The Rays are 8-1 against the Sox in the Tropicana Dome this year, and Tampa took four of six September games from the Sox, winning two of three in both the Trop and Fenway.
Those victories in the final month proved the margin of difference between the two teams in the American League East this year, with Tampa finishing two games ahead of Boston. As a result, the Rays enjoy home-field advantage, a potentially significant development based on this season’s precedent.
The Red Sox will be without Mike Lowell in the ALCS. Josh Beckett’s ability to replicate his postseason excellence of years past is an open question, given the fact that he requires painkilling chemistry to make it through his starts.

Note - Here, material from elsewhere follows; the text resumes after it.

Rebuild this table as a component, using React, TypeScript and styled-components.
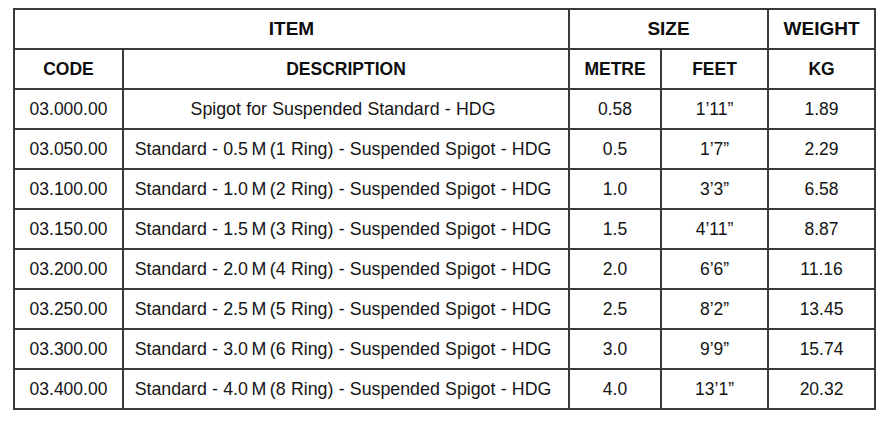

The Rays, meanwhile, have welcomed back Evan Longoria and Carl Crawford to their lineup since they took four of six September contests from Boston. While the Rays are operating with their full roster, even the Sox admit that they are surprised at their ability to withstand their inflated injury list.
“We’ve been dealing with a lot of injuries, a lot of regular players going down. I believe that if we win the World Series this year,” mused David Ortiz after his team knocked off the Angels in the Division Series, “you’d have to say, ‘We don’t know how we made it, but we made it.’”
The Battle for the Quaker State
Only two candidates earned a second interview for the vacant Red Sox managerial opening following the 2003 season: Terry Francona and Joe Maddon. Maddon, a native of Hazelton, Pa., was bypassed in favor of cross-state colleague Francona, who hails from Beaver County, Pa.
Maddon has scoffed for years that Francona hails from the land of bituminous coal, a far inferior commodity than the anthracite coal that is produced in the Tampa skipper’s Eastern Pennsylvania base.
That may not sound like much a slight in New England, but in Pennsylvania, thems is fightin’ words. Though Maddon is committed to renewable energy sources and typically bikes around the Tampa Bay area, his commitment to the power of anthracite is not to be underestimated. He is a man on a playoff mission.